John Gibson was born in Dallas, Texas, where he began taking clarinet lessons with Oakley Pittman, director of bands at Southern Methodist University and principal clarinetist with the Dallas Symphony. After John and his family moved to Denver, Colorado, he studied with the retired principal clarinetist of the Denver Symphony, Val (Tiny) Henrich. He continued his studies with David Etheridge, Jerry Neil Smith, and John McGrosso at the University of Colorado, from where he received a degree in music education and a masters of music performance. While in college, John discovered his interest in arranging, taking classes in that topic whenever possible.
Although not always working in the music business, John never stopped playing. While clarinet has been his principal instrument, he also played oboe in orchestras for about eight years, as well as flute and saxophone in other venues.
John has been supplying woodwind players with interesting, well-crafted arrangements since 1998 and has arranged hundreds of pieces ranging from solos to duets to large woodwind ensembles, which have been performed all over the world and reviewed in international woodwind magazines.
1. How long have you been arranging/composing?
I began arranging in college and while I was a public school band director. In 1998 I decided to market my arrangements through a new business based on the internet, JB Linear Music.
2. What inspired you to begin arranging/composing?
My clarinet teacher in college (Jerry Smith) did lots of arrangements for the University of Colorado Marching Band in the 1960s and I was fascinated with how he could take a tune and make something new and different out of it. I also took a few composition and arranging classes in college. Then, while teaching band, I discovered the need to provide marching band arrangements for my students as well as fresh materials for concerts for the younger kids.
3. Who are some of your musical role models?
I mentioned Jerry Smith above. Also: Henry Mancini (who wrote a great book about arranging) and other classical composers who did many arrangements…Franz Liszt, J.S. Bach, Mozart, Handel (who kept arranging his own music for different things), Arnold Schoenberg, and so on.
4. How would you describe your music to someone who has never heard it?
I use music of composers that is in the public domain and arrange or transcribe it for various groupings of woodwinds.

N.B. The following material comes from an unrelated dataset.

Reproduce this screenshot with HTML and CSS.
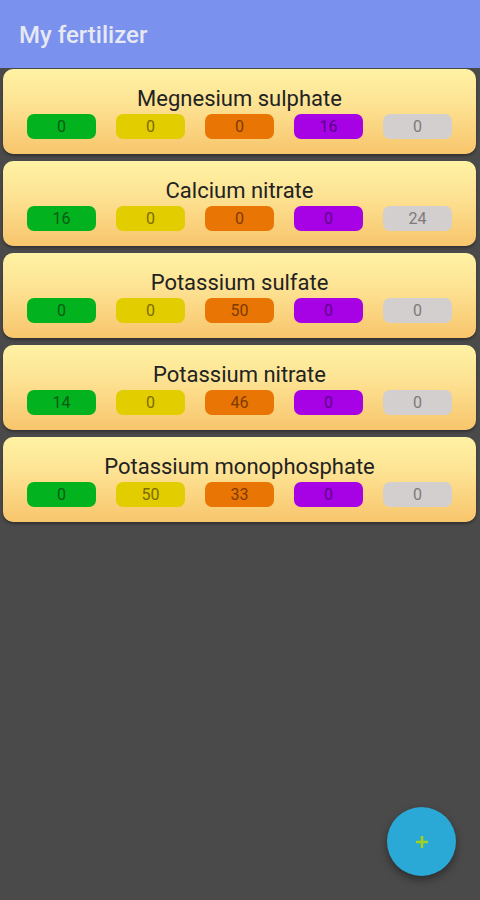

5. What appeals to you about the Digital Print Publishing Program?
I had been marketing my music via PDF download for about 10 years on my own website and decided to close it down and try other sales venues. Sheet Music Plus’ Digital Print Publishing fit right into what I had been doing and it has been a positive experience in getting my music to the public.
6. What effect has the Digital Print Publishing Program had on your career?
Well, I thought I was “retiring”, but the success of selling on Sheet Music Plus has postponed that a bit, although I am freed up from trying to run a website now. As I found out in my music performing, retiring is not that easy to do!
7. What do you feel has been the “secret” to your success with Digital Print Publishing? Any helpful hints for those just getting started?
Number one is to pick the right music to arrange. There is plenty of great music out there that simply does not lend itself to arranging for other instrument combinations. Also, become aware of what your sheet music audience wants and needs. For example, I specialized in doing lots of Christmas music, since there is a great need for musicians to have new music to perform around that time of year. Know your customer, in other words.
8. What advice would you give to arrangers/composers looking to get their music out into the world?
Make sure your offering is high quality in its musical interest and technical application. Don’t slack on the quality of music notation and have good audio files with decent instrumental sounds or even a live performance – that is best. Please, no horrible cheap MIDI stuff.
9. What are you working on now that may appear on Sheet Music Plus soon?
I am working with some music by Emmanuel Chabrier for woodwind quintet.